The raid was part of a three-month nationwide crackdown on piracy that got underway on July 15.

The pirated discs, with an estimated market value of 30 million yuan (US$3.8 million), had been smuggled in from Hong Kong and other countries by sea, said Fu Renyou, a director of the city's cultural enforcement team. Most of the discs were cartoons or educational, he added.

The authorities discovered that some of the discs had been produced by two Hong Kong audio and video companies that don’t have permission to sell their goods on the mainland, said Li Ruizhang, deputy director of the office in charge of pornographic and illegal publications. 

Because Shenzhen is adjacent to the Hong Kong Special Administrative Region many smugglers use it as a distribution center for pirated goods destined for various markets on the mainland, Li said.

He added that Shenzhen Customs had handed over an "amazing" number of pirated discs to his office.

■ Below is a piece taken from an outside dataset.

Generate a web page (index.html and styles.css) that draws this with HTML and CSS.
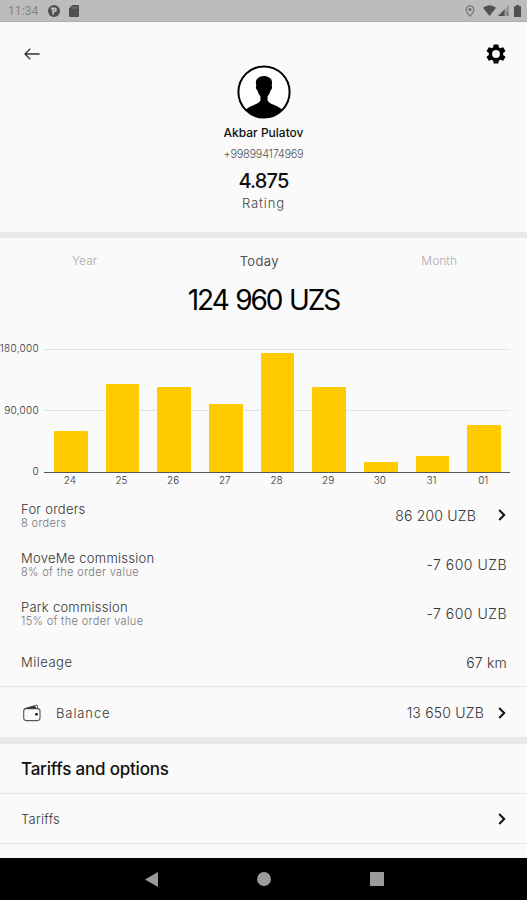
FILE: index.html
```html
<!DOCTYPE html>
<html lang="en">
    <head>
        <meta charset="utf-8">
        <title>Profile</title>
        <link rel="stylesheet" href="styles.css">
    </head>
    <body>
        <div class="status">
            <span class="clock">11:34</span>
            <svg class="app" width="12" height="12" viewBox="0 0 12 12"><circle cx="6" cy="6" r="6" fill="#505050"/><path d="M3 2.600h3.600a2.300 2.300 0 0 1 0 4.600H6v2.300H4.300V4.800H3z" fill="#bcbcbc"/><path d="M6 4.200h.7v1.500H6z" fill="#505050"/></svg>
            <svg class="card" width="10" height="12" viewBox="0 0 10 12"><path d="M3.4 0H9q1 0 1 1v10q0 1-1 1H1q-1 0-1-1V3.6z" fill="#505050"/><path d="M3.8 1.8v2M5.8 1.8v2M7.8 1.8v2" stroke="#888"/></svg>
            <svg class="pin" width="10" height="12" viewBox="0 0 10 12"><path d="M5 .8C2.8.8 1.2 2.3 1.2 4.4 1.2 7 5 11.2 5 11.2S8.8 7 8.8 4.4C8.8 2.3 7.2.8 5 .8z" fill="none" stroke="#777" stroke-width="1.2"/><circle cx="5" cy="4.6" r="1.5" fill="#666"/></svg>
            <svg class="wifi" width="13" height="11" viewBox="0 0 13 11"><path d="M0 2.8Q6.5-2.4 13 2.8L6.5 11z" fill="#505050"/></svg>
            <svg class="signal" width="11" height="11" viewBox="0 0 11 11"><path d="M11 0v11H0z" fill="#999"/><path d="M6.5 4.5V11H0z" fill="#505050"/><path d="M9.5 7v1.6M9.5 9.5v1" stroke="#505050"/></svg>
            <svg class="battery" width="7" height="12" viewBox="0 0 7 12"><path d="M2 0h3v1.2h2V12H0V1.2h2z" fill="#505050"/></svg>
        </div>

        <div class="profile">
            <div class="topbar">
                <svg width="16" height="14" viewBox="0 0 16 14"><path d="M15.6 7H1M6.200 1.800L1 7l5.200 5.200" fill="none" stroke="#333" stroke-width="1.300"/></svg>
                <svg width="20" height="20" viewBox="2 2 20 20"><path fill-rule="evenodd" d="M19.14 12.94c.04-.3.06-.61.06-.94s-.02-.64-.07-.94l2.03-1.58c.18-.14.23-.41.12-.61l-1.92-3.32c-.12-.22-.37-.29-.59-.22l-2.39.96c-.5-.38-1.03-.7-1.62-.94l-.36-2.54c-.04-.24-.24-.41-.48-.41h-3.84c-.24 0-.43.17-.47.41l-.36 2.54c-.59.24-1.13.57-1.62.94l-2.39-.96c-.22-.08-.47 0-.59.22L2.74 8.87c-.12.21-.08.47.12.61l2.03 1.58c-.05.3-.09.63-.09.94s.02.64.07.94l-2.03 1.58c-.18.14-.23.41-.12.61l1.92 3.32c.12.22.37.29.59.22l2.39-.96c.5.38 1.03.7 1.62.94l.36 2.54c.05.24.24.41.48.41h3.84c.24 0 .44-.17.47-.41l.36-2.54c.59-.24 1.13-.56 1.62-.94l2.39.96c.22.08.47 0 .59-.22l1.92-3.32c.12-.22.07-.47-.12-.61zM12 15.9a3.9 3.9 0 1 1 0-7.8 3.9 3.9 0 0 1 0 7.8z"/></svg>
            </div>
            <svg class="avatar" width="54" height="54" viewBox="0 0 54 54">
                <clipPath id="round"><circle cx="27" cy="27" r="25.5"/></clipPath>
                <circle cx="27" cy="27" r="25.6" fill="#fff" stroke="#000" stroke-width="2"/>
                <path clip-path="url(#round)" d="M27 11c-3 0-5 .9-6.400 2.500-1.700 1.200-2.200 3.800-1.300 7.200-.9.700-.3 3.800 1.200 4.800.6 2.600 1.700 4.600 2.900 5.800v4.200c-1.500 3.800-10.400 4.600-15 9.500V54h37v-9c-4.600-4.900-13.300-5.700-14.800-9.500v-4.200c1.200-1.200 2.300-3.200 2.900-5.800 1.500-1 2.100-4.100 1.200-4.800 1-4.500-.3-7.900-3.400-8.500C30.200 11.300 28.700 11 27 11z"/>
            </svg>
            <div class="name">Akbar Pulatov</div>
            <div class="phone">+998994174969</div>
            <div class="score">4.875</div>
            <div class="rating">Rating</div>
        </div>

        <div class="income">
            <div class="tabs">
                <span class="year">Year</span>
                <span class="today">Today</span>
                <span class="month">Month</span>
            </div>
            <div class="total">124 960 UZS</div>
            <div class="chart">
                <div class="scale"><span>180,000</span><span>90,000</span><span>0</span></div>
                <div class="plot">
                    <div class="bars">
                        <div class="bar" style="height:41px"></div>
                        <div class="bar" style="height:88px"></div>
                        <div class="bar" style="height:85px"></div>
                        <div class="bar" style="height:68px"></div>
                        <div class="bar" style="height:119px"></div>
                        <div class="bar" style="height:85px"></div>
                        <div class="bar" style="height:10px"></div>
                        <div class="bar" style="height:16px"></div>
                        <div class="bar" style="height:47px"></div>
                    </div>
                    <div class="days">
                        <span>24</span><span>25</span><span>26</span><span>27</span><span>28</span><span>29</span><span>30</span><span>31</span><span>01</span>
                    </div>
                </div>
            </div>
        </div>

        <div class="rows">
            <div class="row">
                <div class="label"><span>For orders</span><small>8 orders</small></div>
                <div class="value">86 200 UZB</div>
                <svg class="chevron far" width="8" height="12" viewBox="0 0 8 12"><path d="M1.2 1l5 5-5 5"/></svg>
            </div>
            <div class="row">
                <div class="label"><span>MoveMe commission</span><small>8% of the order value</small></div>
                <div class="value minus">-7 600 UZB</div>
            </div>
            <div class="row">
                <div class="label"><span>Park commission</span><small>15% of the order value</small></div>
                <div class="value minus">-7 600 UZB</div>
            </div>
            <div class="row">
                <div class="label wide"><span>Mileage</span></div>
                <div class="value">67 km</div>
            </div>
        </div>

        <div class="row balance">
            <svg class="wallet" width="18" height="18" viewBox="0 0 18 18"><rect x=".7" y="4.600" width="16.300" height="12" rx="2.500" fill="none" stroke="#555" stroke-width="1.100"/><path d="M1.500 4.600L14 1l1 3.600" fill="none" stroke="#555"/><path d="M2 4.500l9.500-2.700L14 4.500z" fill="#333"/><circle cx="13.500" cy="10.200" r="1.300"/></svg>
            <div class="label wider"><span>Balance</span></div>
            <div class="value">13 650 UZB</div>
            <svg class="chevron" width="8" height="12" viewBox="0 0 8 12"><path d="M1.2 1l5 5-5 5"/></svg>
        </div>

        <div class="row title">Tariffs and options</div>
        <div class="row tariffs">
            <div class="label"><span>Tariffs</span></div>
            <svg class="chevron" width="8" height="12" viewBox="0 0 8 12"><path d="M1.2 1l5 5-5 5"/></svg>
        </div>

        <div class="navbar">
            <svg width="13" height="15" viewBox="0 0 13 15"><path d="M13 0v15L0 7.500z"/></svg>
            <svg width="14" height="14" viewBox="0 0 14 14"><circle cx="7" cy="7" r="7"/></svg>
            <svg width="14" height="14" viewBox="0 0 14 14"><path d="M0 0h14v14H0z"/></svg>
        </div>
    </body>
</html>
```
FILE: styles.css
```css
*{
    box-sizing: border-box;
}
body{
    margin: 0;
    height: 900px;
    display: flex;
    flex-direction: column;
    overflow: hidden;
    background-color: #fafafa;
    color: #333;
    font-family: Inter, "Liberation Sans", sans-serif;
    font-weight: 300;
}
svg{
    display: block;
    flex: none;
}

/* status bar */
.status{
    height: 22px;
    padding: 0 6px 0 8px;
    display: flex;
    align-items: center;
    background-color: #bcbcbc;
    border-bottom: 1px solid #b0b0b0;
}
.clock{
    width: 40px;
    font: 400 12px Roboto, sans-serif;
    letter-spacing: 0.1px;
    color: #858585;
}
.card{
    margin-left: 9px;
}
.pin{
    margin-left: auto;
}
.wifi{
    margin-left: 8px;
}
.signal{
    margin-left: 2px;
}
.battery{
    margin-left: 5px;
}

/* driver */
.profile{
    height: 216px;
    border-bottom: 6px solid #e8e8e8;
    display: flex;
    flex-direction: column;
    align-items: center;
    white-space: nowrap;
}
.topbar{
    width: 100%;
    height: 43px;
    padding: 21px 21px 0 24px;
    display: flex;
    justify-content: space-between;
    align-items: center;
}
.name{
    margin-top: 5px;
    line-height: 18px;
    font-size: 12px;
    font-weight: 500;
    color: #111;
}
.phone{
    margin-top: 3px;
    line-height: 18px;
    font-size: 11px;
    letter-spacing: -0.3px;
    color: #555;
}
.score{
    margin-top: 5px;
    line-height: 26px;
    font-size: 20px;
    letter-spacing: -0.8px;
    font-weight: 500;
    color: #111;
}
.rating{
    line-height: 18px;
    font-size: 13px;
    letter-spacing: 0.9px;
    color: #444;
}

/* income chart */
.income{
    height: 252px;
}
.tabs{
    height: 45px;
    padding: 0 70px 0 72px;
    display: flex;
    justify-content: space-between;
    align-items: center;
    font-size: 12px;
    color: #aaa;
}
.today{
    font-size: 13px;
    font-weight: 400;
    letter-spacing: 0.3px;
    color: #555;
}
.total{
    line-height: 34px;
    text-align: center;
    font-size: 28px;
    font-weight: 400;
    letter-spacing: -2px;
    word-spacing: 1.5px;
    color: #000;
}
.chart{
    margin-top: 32px;
    display: flex;
}
.scale{
    width: 39px;
    height: 136px;
    margin-right: 5px;
    margin-top: -7px;
    display: flex;
    flex-direction: column;
    justify-content: space-between;
    align-items: flex-end;
    line-height: 13px;
    font-size: 10px;
    letter-spacing: 0.3px;
}
.plot{
    width: 466px;
}
.bars{
    height: 124px;
    padding-left: 1px;
    display: flex;
    align-items: flex-end;
    justify-content: space-around;
    border-bottom: 1px solid #555;
    background: linear-gradient(#e3e3e3, #e3e3e3) 0 0 / 100% 1px no-repeat,
        linear-gradient(#e3e3e3, #e3e3e3) 0 61px / 100% 1px no-repeat;
}
.bar{
    width: 33.5px;
    background-color: #ffcb00;
    border-radius: 1px 1px 0 0;
}
.days{
    padding-right: 1px;
    display: flex;
    line-height: 14px;
    font-size: 10px;
    text-align: center;
}
.days span{
    flex: 1;
}

/* list */
.row{
    height: 49px;
    flex: none;
    padding: 0 20px 0 21px;
    display: flex;
    align-items: center;
    white-space: nowrap;
}
.rows{
    height: 197px;
    border-bottom: 1px solid #e6e6e6;
}
.rows .row{
    padding-top: 1px;
}
.label{
    flex: 1;
    padding-top: 1px;
    line-height: 15px;
    font-size: 13px;
    letter-spacing: 0.25px;
}
.wide{
    letter-spacing: 0.5px;
}
.wider{
    letter-spacing: 0.9px;
}
.label span{
    display: block;
}
.label small{
    display: block;
    line-height: 13px;
    font-size: 11px;
    letter-spacing: 0.35px;
    color: #777;
}
.value{
    font-size: 14px;
    letter-spacing: 0.2px;
}
.minus{
    letter-spacing: 0.5px;
}
.chevron{
    margin: 0 1px 0 14px;
    fill: none;
    stroke: #111;
    stroke-width: 2;
}
.far{
    margin-left: 22px;
}
.balance{
    height: 57px;
    padding-top: 1px;
    border-bottom: 7px solid #e8e8e8;
}
.wallet{
    margin: 0 15px 0 2px;
}
.title{
    height: 50px;
    padding-top: 1px;
    font-size: 17px;
    font-weight: 500;
    letter-spacing: -0.2px;
    color: #111;
    border-bottom: 1px solid #e6e6e6;
}
.tariffs{
    height: 50px;
    padding-top: 1px;
    border-bottom: 1px solid #e6e6e6;
}

/* system buttons */
.navbar{
    height: 42px;
    margin-top: auto;
    padding-left: 1px;
    display: flex;
    justify-content: center;
    gap: 99px;
    align-items: center;
    background-color: #000;
    fill: #9b9b9b;
}
```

Li estimated that the number was as high as 20-30 million a year.

The 3 million discs confiscated in the raid had been kept in two warehouses in the basement of a department store in Shenzhen's Bao'an District near the No 107 national highway. The discs were being sold in surrounding cities.

About 20,000 officers raided 4,630 audio and video shops in the city during the three-month anti-piracy campaign. They took possession of more than 5 million pirated audio and video discs and 3,000 discs of pirated software.